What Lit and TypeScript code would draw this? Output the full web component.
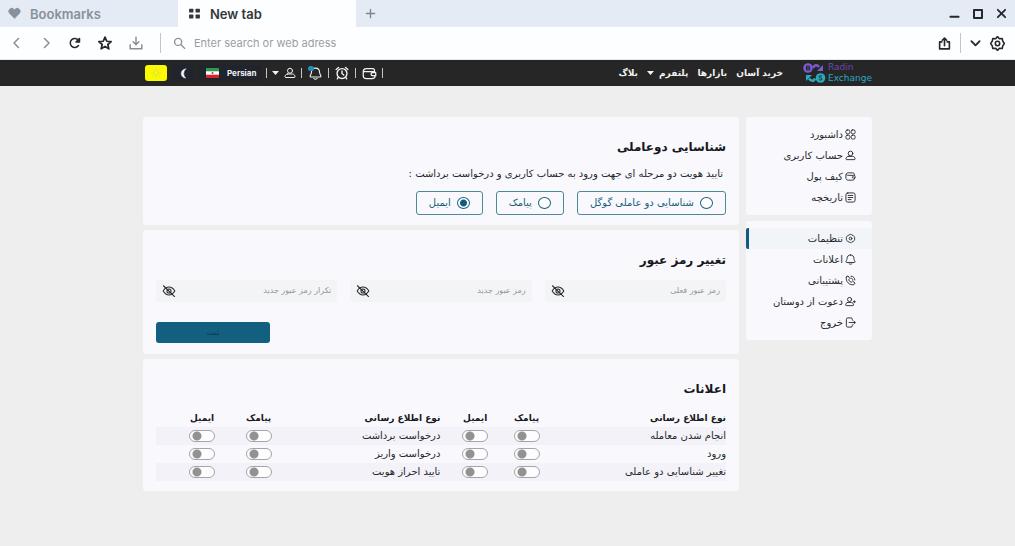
import { LitElement, html, css, svg, nothing } from "lit";
import { customElement, state } from "lit/decorators.js";
import { classMap } from "lit/directives/class-map.js";

const icon = (body: unknown, size = 12, stroke = 1.8, cls = "") => html`
  <svg class=${cls} width=${size} height=${size} viewBox="0 0 24 24" fill="none" stroke="currentColor"
    stroke-width=${stroke} stroke-linecap="round" stroke-linejoin="round" aria-hidden="true">${body}</svg>`;

const glyph = {
  heart: svg`<path fill="currentColor" d="M12 21 3 12a5.6 5.6 0 0 1 0-8 5.6 5.6 0 0 1 8 0l1 1 1-1a5.6 5.6 0 0 1 8 8z"/>`,
  tiles: svg`<g fill="currentColor" stroke="none"><rect x="2" y="3" width="8" height="7" rx="1"/><rect x="14" y="3" width="8" height="7" rx="1"/><rect x="2" y="14" width="8" height="7" rx="1"/><rect x="14" y="14" width="8" height="7" rx="1"/></g>`,
  plus: svg`<path d="M12 3v18M3 12h18"/>`,
  minimize: svg`<path d="M3 19h18"/>`,
  maximize: svg`<rect x="4" y="4" width="16" height="16"/>`,
  close: svg`<path d="m4 4 16 16M20 4 4 20"/>`,
  back: svg`<path d="m15 3-9 9 9 9"/>`,
  forward: svg`<path d="m9 3 9 9-9 9"/>`,
  reload: svg`<path d="M19 17a9 9 0 1 1 0-10"/><path fill="currentColor" d="M21 3v7h-7z"/>`,
  star: svg`<path d="m12 2 3 7 7.500.6-5.700 5 1.800 7.400L12 18l-6.600 4 1.800-7.400-5.700-5L9 9z"/>`,
  download: svg`<path d="M12 2v13m-5-5 5 5 5-5M2 15v7h20v-7"/>`,
  search: svg`<circle cx="9.500" cy="9" r="6.500"/><path d="m14.500 14 7 7"/>`,
  share: svg`<path d="M7 9H3v13h18V9h-4M12 16V3M8 6l4-4 4 4"/>`,
  down: svg`<path d="m3 7 9 9 9-9"/>`,
  cog: svg`<path d="m12 1 3 3.500 4.500-.5 1 4.500L23 12l-2.500 3.500-1 4.500-4.500-.5L12 23l-3-3.500-4.500.5-1-4.500L1 12l2.500-3.500 1-4.500 4.500.5z"/><circle cx="12" cy="12" r="3.500"/>`,
  bulb: svg`<circle cx="12" cy="12" r="5"/><path d="M12 2v2M12 20v2M2 12h2M20 12h2M5 5l1 1M18 18l1 1M5 19l1-1M18 6l1-1"/>`,
  moon: svg`<path fill="currentColor" d="M17 2a10 10 0 1 0 0 20 13 13 0 0 1 0-20z"/>`,
  user: svg`<circle cx="12" cy="7.500" r="5"/><path d="M7 14h10c3 0 5 3 5 5.500 0 1-.5 1.500-1.500 1.500h-17C2.500 21 2 20.500 2 19.500 2 17 4 14 7 14z"/>`,
  bell: svg`<path d="M12 2c-4.800 0-7.500 3.300-7.500 7.800 0 3.700-2.500 5.200-2.500 7.200 0 1 .7 1.500 1.500 1.500h17c.8 0 1.500-.5 1.500-1.500 0-2-2.500-3.500-2.500-7.200C19.500 5.300 16.800 2 12 2zM9 21.500c1.500 1 4.500 1 6 0"/>`,
  alarm: svg`<circle cx="12" cy="13" r="8.500"/><path d="M12 8.500V13l3 2.500M2 6l4-3.500M22 6l-4-3.500M5.500 19.500 4 22M18.500 19.500 20 22"/>`,
  wallet: svg`<path d="M20 9V7c0-2-1-3-3-3H7C4 4 2 6 2 9v6c0 3 2 5 5 5h9c3 0 5-2 5-4M2 9h16c2.500 0 4 1 4 3v3.500h-5a2.500 2.500 0 0 1 0-5h5"/>`,
  purse: svg`<path d="M21 15.500c0 3-2 4.500-5 4.500H7c-3 0-5-2-5-5V9c0-3 2-5 5-5h9c3 0 5 1.500 5 4.500M3 8c1 1.200 2 1.500 4 1.500h12c2 0 3 .8 3 2.500v3.500h-4a2 2 0 0 1 0-4"/>`,
  grid: svg`<rect x="2" y="2" width="8.500" height="8.500" rx="3"/><rect x="13.500" y="2" width="8.500" height="8.500" rx="3"/><rect x="2" y="13.500" width="8.500" height="8.500" rx="3"/><rect x="13.500" y="13.500" width="8.500" height="8.500" rx="3"/>`,
  history: svg`<rect x="2" y="2" width="20" height="20" rx="4"/><path d="M7 7.500h10M7 12h10M7 16.500h6"/>`,
  settings: svg`<path d="M10 3.500c1.300-.8 2.700-.8 4 0l5 3c1.300.8 2 1.800 2 3.300v4.400c0 1.500-.7 2.500-2 3.300l-5 3c-1.300.8-2.700.8-4 0l-5-3c-1.300-.8-2-1.800-2-3.300V9.800c0-1.500.7-2.500 2-3.300z"/><circle cx="12" cy="12" r="3"/>`,
  phone: svg`<path d="M3 4.500 6.500 2l4 5.500L8 10.500c1 2.500 3 4.500 5.500 5.500l3-2.500 5.500 4-2.500 3.500C10 23.500.5 14 3 4.500zM13 2.500c5 0 8.500 3.500 8.500 8.500M13 7c2.500 0 4 1.500 4 4"/>`,
  invite: svg`<circle cx="10" cy="7.500" r="4.500"/><path d="M6 14h8c3 0 4.500 3 4.500 5.500 0 1-.5 1.500-1.500 1.500H3c-1 0-1.500-.5-1.500-1.500C1.500 17 3 14 6 14zM20.500 10.500v4M18.500 12.500h4"/>`,
  exit: svg`<path d="M16 7V5c0-2-1-3-3-3H6C4 2 3 3 3 5v14c0 2 1 3 3 3h7c2 0 3-1 3-3v-2M9 12h13M19 8.500l3.500 3.500-3.500 3.500"/>`,
  eyeOff: svg`<path d="M2 12c5.500-9 14.500-9 20 0-5.500 9-14.500 9-20 0z"/><circle cx="12" cy="12" r="3.500"/><path d="M2.500 3 21.500 21.500"/>`,
};

const sideGroups = [
  [
    { label: "داشبورد", icon: glyph.grid },
    { label: "حساب کاربری", icon: glyph.user },
    { label: "کیف پول", icon: glyph.purse },
    { label: "تاریخچه", icon: glyph.history },
  ],
  [
    { label: "تنظیمات", icon: glyph.settings, active: true },
    { label: "اعلانات", icon: glyph.bell },
    { label: "پشتیبانی", icon: glyph.phone },
    { label: "دعوت از دوستان", icon: glyph.invite },
    { label: "خروج", icon: glyph.exit },
  ],
];

@customElement("browser-bar")
export class BrowserBar extends LitElement {
  static styles = css`
    :host { display: block; font-family: Inter, "Open Sans", sans-serif; color: #25282c; background: #fdfeff; border-bottom: 1px solid #e6e8ea; }
    * { box-sizing: border-box; }
    svg { display: block; flex: none; }
    button { border: 0; padding: 0; background: none; color: inherit; font: inherit; cursor: pointer; }
    .strip { display: flex; height: 27px; background: #e4ebf4; }
    .strip .tab { display: flex; align-items: center; gap: 9px; width: 178px; padding: 0 8px; font-size: 13px; font-weight: 600; line-height: 24px; color: #88919a; }
    .strip .current { background: #fdfeff; color: #33363a; padding: 0 10px; }
    .add { padding: 0 9px; color: #7d858e; }
    .window { display: flex; align-items: center; gap: 12px; margin-left: auto; padding-right: 8px; }
    .tools { display: flex; align-items: center; height: 32px; padding: 0 10px 0 11px; }
    .nav { display: flex; align-items: center; gap: 17px; }
    .soft { color: #8b8f93; }
    .bar { width: 1px; height: 20px; background: #c2c5c8; }
    .search { display: flex; flex: 1; align-items: center; gap: 8px; margin-left: 12px; color: #8b8f93; }
    .search input { flex: 1; min-width: 0; padding: 0; border: 0; outline: 0; background: none; font: 11px Inter, sans-serif; color: #333; }
    .search input::placeholder { color: #9b9ea2; opacity: 1; }
    .end { display: flex; align-items: center; gap: 9px; }
  `;

  render() {
    return html`
      <div class="strip">
        <button class="tab">${icon(glyph.heart, 13, 1)}<span>Bookmarks</span></button>
        <button class="tab current">${icon(glyph.tiles, 13, 1)}<span>New tab</span></button>
        <button class="add" aria-label="New tab">${icon(glyph.plus, 11, 3)}</button>
        <div class="window">
          <button aria-label="Minimize">${icon(glyph.minimize, 11, 4)}</button>
          <button aria-label="Maximize">${icon(glyph.maximize, 12, 4)}</button>
          <button aria-label="Close">${icon(glyph.close, 11, 4)}</button>
        </div>
      </div>
      <div class="tools">
        <div class="nav">
          <button class="soft" aria-label="Back">${icon(glyph.back, 12, 3)}</button>
          <button class="soft" aria-label="Forward">${icon(glyph.forward, 12, 3)}</button>
          <button aria-label="Reload">${icon(glyph.reload, 12, 3)}</button>
          <button aria-label="Favourite">${icon(glyph.star, 14, 3)}</button>
          <button class="soft" aria-label="Download">${icon(glyph.download, 14, 2.5)}</button>
          <span class="bar"></span>
        </div>
        <label class="search">${icon(glyph.search, 13, 2.5)}
          <input type="text" aria-label="Address" placeholder="Enter search or web adress" />
        </label>
        <div class="end">
          <button aria-label="Share">${icon(glyph.share, 13, 3)}</button>
          <span class="bar"></span>
          <button aria-label="More">${icon(glyph.down, 11, 4)}</button>
          <button aria-label="Settings">${icon(glyph.cog, 15, 2.5)}</button>
        </div>
      </div>`;
  }
}

@customElement("site-header")
export class SiteHeader extends LitElement {
  static styles = css`
    :host { display: block; background: #262626; color: #f2f2f2; }
    * { box-sizing: border-box; }
    svg { display: block; flex: none; }
    button { display: flex; align-items: center; justify-content: center; border: 0; padding: 0; background: none; color: inherit; font: inherit; cursor: pointer; }
    a { color: inherit; text-decoration: none; }
    .inner { display: flex; align-items: center; justify-content: space-between; width: calc(100% - 32px); max-width: 729px; height: 26px; margin: 0 auto; }
    .start { display: flex; align-items: center; gap: 20px; }
    .logo { display: flex; align-items: center; gap: 2px; direction: ltr; color: #29a9c4; font: 9px/11px "DejaVu Sans", sans-serif; }
    .word { display: flex; flex-direction: column; }
    .top { color: #6b46b4; }
    .links { display: flex; gap: 9px; font: bold 9px/16px "DejaVu Sans", sans-serif; }
    .links a { display: flex; align-items: center; gap: 5px; }
    .tools { display: flex; align-items: center; direction: ltr; gap: 5px; padding-left: 2px; }
    .tile { width: 22px; height: 16px; border-radius: 3px; background: #1f242d; }
    .tile.sun { background: #fbfb00; color: #dede50; }
    .lang { gap: 8px; height: 16px; padding: 0 5px 0 7px; border-radius: 3px; background: #1f242d; font: bold 8px/16px Inter, sans-serif; }
    .account { display: flex; align-items: center; gap: 5px; }
    .account i { width: 1px; height: 10px; background: #c4c4c4; }
    .account button { width: 14px; height: 16px; margin: 0 1px; }
    .account .user { width: auto; gap: 5px; margin: 0; }
    .bell { position: relative; }
    .badge { position: absolute; top: 1px; left: 0; width: 6px; height: 5px; border-radius: 3px; background: #2b8fb5; }
  `;

  render() {
    const caret = html`<svg width="7" height="4" viewBox="0 0 7 4" aria-hidden="true"><path fill="currentColor" d="M0 0h7L3.500 4z"/></svg>`;
    return html`
      <div class="inner">
        <div class="start">
          <a class="logo" href="#home">
            <svg width="23" height="20" viewBox="0 0 23 20" aria-hidden="true">
              <circle cx="5" cy="5" r="4.800" fill="#7a5bd0"/>
              <path d="M3.500 3h2.300a1 1 0 0 1 0 2H3.500h2.600a1 1 0 0 1 0 2H3.500z" fill="none" stroke="#262626"/>
              <path d="M10 5c1-3 4-4 6-1" fill="none" stroke="#7a5bd0" stroke-width="2.500"/><path d="M20 2v6h-6z" fill="#7a5bd0"/>
              <circle cx="17.500" cy="15" r="4.800" fill="#2aa9bf"/>
              <path d="M19 13.300c-1-.9-3-.6-3 .5 0 1.300 3 .9 3 2.200 0 1.200-2 1.400-3.200.5" fill="none" stroke="#262626"/>
              <path d="M12 15.500c-1 3-4 3-6 0" fill="none" stroke="#2aa9bf" stroke-width="2.500"/><path d="M3 18v-6h6z" fill="#2aa9bf"/>
            </svg>
            <span class="word"><span class="top">Radin</span><span>Exchange</span></span>
          </a>
          <nav class="links">
            <a href="#buy">خرید آسان</a>
            <a href="#markets">بازارها</a>
            <a href="#platform">پلتفرم ${caret}</a>
            <a href="#blog">بلاگ</a>
          </nav>
        </div>
        <div class="tools">
          <button class="tile sun" aria-label="Light">${icon(glyph.bulb, 12, 2)}</button>
          <button class="tile" aria-label="Dark">${icon(glyph.moon, 11, 1)}</button>
          <button class="lang">
            <svg width="13" height="10" viewBox="0 0 13 10" aria-hidden="true">
              <path fill="#fff" d="M0 0h13v10H0z"/><path fill="#2c9a50" d="M0 0h13v3.300H0z"/><path fill="#d8252c" d="M0 6.700h13V10H0z"/><circle cx="6.500" cy="5" r="1" fill="#d8252c"/>
            </svg>
            <span>Persian</span>
          </button>
          <div class="account">
            <i></i>
            <button class="user" aria-label="Account">${caret}${icon(glyph.user, 12, 2)}</button>
            <i></i>
            <button class="bell" aria-label="Notifications">${icon(glyph.bell, 13, 2)}<span class="badge"></span></button>
            <i></i>
            <button aria-label="Alarm">${icon(glyph.alarm, 14, 2.4)}</button>
            <i></i>
            <button aria-label="Wallet">${icon(glyph.wallet, 15, 2)}</button>
            <i></i>
          </div>
        </div>
      </div>`;
  }
}

@customElement("side-menu")
export class SideMenu extends LitElement {
  static styles = css`
    :host { display: flex; flex-direction: column; gap: 6px; font: 10px/20px "DejaVu Sans", sans-serif; color: #26282b; }
    .group { padding: 7px 0; border-radius: 3px; background: #f8f8fd; }
    .item { display: flex; align-items: center; gap: 2px; height: 21px; padding: 0 16px; border-left: 3px solid transparent; color: inherit; text-decoration: none; }
    .item.active { border-left-color: #0f5c7d; border-radius: 2px; background: #f1f5f9; }
    svg { flex: none; }
  `;

  render() {
    return sideGroups.map((group) => html`
      <nav class="group">
        ${group.map((item: any) => html`
          <a class=${classMap({ item: true, active: !!item.active })} href="#"
            aria-current=${item.active ? "page" : nothing}>${icon(item.icon, 11, 2)}<span>${item.label}</span></a>`)}
      </nav>`);
  }
}

const rows = [
  ["انجام شدن معامله", "درخواست برداشت"],
  ["ورود", "درخواست واریز"],
  ["تغییر شناسایی دو عاملی", "تایید احراز هویت"],
];

@customElement("app-root")
export class AppRoot extends LitElement {
  static styles = css`
    :host { display: block; min-height: 100vh; background: #eee; font: 10px/18px "DejaVu Sans", sans-serif; color: #26282b; }
    * { box-sizing: border-box; }
    .page { display: grid; grid-template-columns: 126px minmax(0, 1fr); align-items: start; gap: 7px; width: calc(100% - 32px); max-width: 729px; margin: 0 auto; padding: 31px 0; }
    .main { display: flex; flex-direction: column; gap: 5px; }
    .card { padding: 18px 13px 10px; border-radius: 3px; background: #f8f8fd; }
    h2 { margin: 0; font-size: 12px; line-height: 24px; font-weight: bold; color: #17191c; }
    .lead { margin: 6px 3px 8px; }
    .options { display: flex; flex-wrap: wrap; gap: 13px; }
    .option { display: flex; align-items: center; gap: 6px; height: 24px; padding: 0 12px; border: 1px solid #4d8a98; border-radius: 3px; color: #175f7c; }
    .option input { appearance: none; width: 13px; height: 12px; margin: 0; border: 1px solid #175f7c; border-radius: 50%; background: #fff; }
    .option input:checked { background: radial-gradient(circle, #0f5c7d 3px, #fff 4px); }
    .fields { display: grid; grid-template-columns: repeat(3, 1fr); gap: 13px; margin-top: 8px; }
    .field { display: flex; align-items: center; height: 22px; padding: 0 6px; border-radius: 3px; background: #f2f4f6; }
    .field input { flex: 1; min-width: 0; padding: 0; border: 0; outline: 0; background: none; font: 8px/18px "DejaVu Sans", sans-serif; color: #26282b; }
    .field input::placeholder { color: #94979b; opacity: 1; }
    .field button { display: flex; padding: 0; border: 0; background: none; color: #26282b; cursor: pointer; }
    .password { padding-bottom: 11px; }
    .submit { display: block; width: 114px; height: 21px; margin: 20px auto 0 0; padding: 0; border: 0; border-radius: 3px; background: #125f80; color: #0b3d55; font: 8px/18px "DejaVu Sans", sans-serif; cursor: pointer; }
    table { width: 100%; margin-top: 8px; table-layout: fixed; border-collapse: collapse; }
    th, td { height: 18px; padding: 0; line-height: 16px; font-weight: normal; text-align: center; white-space: nowrap; }
    thead th { font-size: 9px; font-weight: bold; color: #17191c; }
    th.name, td.name { text-align: right; }
    .second { padding-right: 12px; }
    .last { padding-left: 18px; }
    tbody tr:nth-child(odd) { background: #f2f2f8; }
    .w30 { width: 30%; } .w29 { width: 29%; } .w10 { width: 10%; } .w8 { width: 8%; } .w13 { width: 13%; }
    .switch { appearance: none; display: block; width: 26px; height: 12px; margin: 0 auto; border: 1px solid #a5a5a8; border-radius: 6px; background: radial-gradient(circle at 7px 5px, #929292 4px, #fdfdff 5px); cursor: pointer; }
    .switch:checked { background: radial-gradient(circle at 17px 5px, #0f5c7d 4px, #fdfdff 5px); }
  `;

  @state() private method = "email";

  private option(value: string, label: string) {
    return html`<label class="option"><input type="radio" name="method" .checked=${this.method === value}
      @change=${() => (this.method = value)} /><span>${label}</span></label>`;
  }

  private field(label: string) {
    return html`<div class="field"><input type="password" aria-label=${label} placeholder=${label} />
      <button aria-label="نمایش رمز">${icon(glyph.eyeOff, 14, 1.8)}</button></div>`;
  }

  private toggle(label: string) {
    return html`<input class="switch" type="checkbox" role="switch" aria-label=${label} />`;
  }

  render() {
    return html`
      <browser-bar></browser-bar>
      <site-header dir="rtl"></site-header>
      <div class="page" dir="rtl" lang="fa">
        <side-menu></side-menu>
        <main class="main">
          <section class="card">
            <h2>شناسایی دوعاملی</h2>
            <p class="lead">تایید هویت دو مرحله ای جهت ورود به حساب کاربری و درخواست برداشت :</p>
            <div class="options">
              ${this.option("google", "شناسایی دو عاملی گوگل")}
              ${this.option("sms", "پیامک")}
              ${this.option("email", "ایمیل")}
            </div>
          </section>
          <section class="card password">
            <h2>تغییر رمز عبور</h2>
            <div class="fields">
              ${this.field("رمز عبور فعلی")}
              ${this.field("رمز عبور جدید")}
              ${this.field("تکرار رمز عبور جدید")}
            </div>
            <button class="submit">ثبت</button>
          </section>
          <section class="card">
            <h2>اعلانات</h2>
            <table>
              <colgroup><col class="w30" /><col class="w10" /><col class="w8" /><col class="w29" /><col class="w10" /><col class="w13" /></colgroup>
              <thead>
                <tr>
                  <th class="name">نوع اطلاع رسانی</th><th>پیامک</th><th>ایمیل</th>
                  <th class="name second">نوع اطلاع رسانی</th><th>پیامک</th><th class="last">ایمیل</th>
                </tr>
              </thead>
              <tbody>
                ${rows.map(([a, b]) => html`
                  <tr>
                    <td class="name">${a}</td><td>${this.toggle(a + " پیامک")}</td><td>${this.toggle(a + " ایمیل")}</td>
                    <td class="name second">${b}</td><td>${this.toggle(b + " پیامک")}</td><td class="last">${this.toggle(b + " ایمیل")}</td>
                  </tr>`)}
              </tbody>
            </table>
          </section>
        </main>
      </div>`;
  }
}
○ ○ ○ ○
▶ _WHAT THE TASK ASKS_
Locate the lines above that hold the word "this". Show every one of them.

▶ _COMPLETED TASK_
What Lit and TypeScript code would draw this? Output the full web component.
    return html`<label class="option"><input type="radio" name="method" .checked=${this.method === value}
      @change=${() => (this.method = value)} /><span>${label}</span></label>`;
              ${this.option("google", "شناسایی دو عاملی گوگل")}
              ${this.option("sms", "پیامک")}
              ${this.option("email", "ایمیل")}
              ${this.field("رمز عبور فعلی")}
              ${this.field("رمز عبور جدید")}
              ${this.field("تکرار رمز عبور جدید")}
                    <td class="name">${a}</td><td>${this.toggle(a + " پیامک")}</td><td>${this.toggle(a + " ایمیل")}</td>
                    <td class="name second">${b}</td><td>${this.toggle(b + " پیامک")}</td><td class="last">${this.toggle(b + " ایمیل")}</td>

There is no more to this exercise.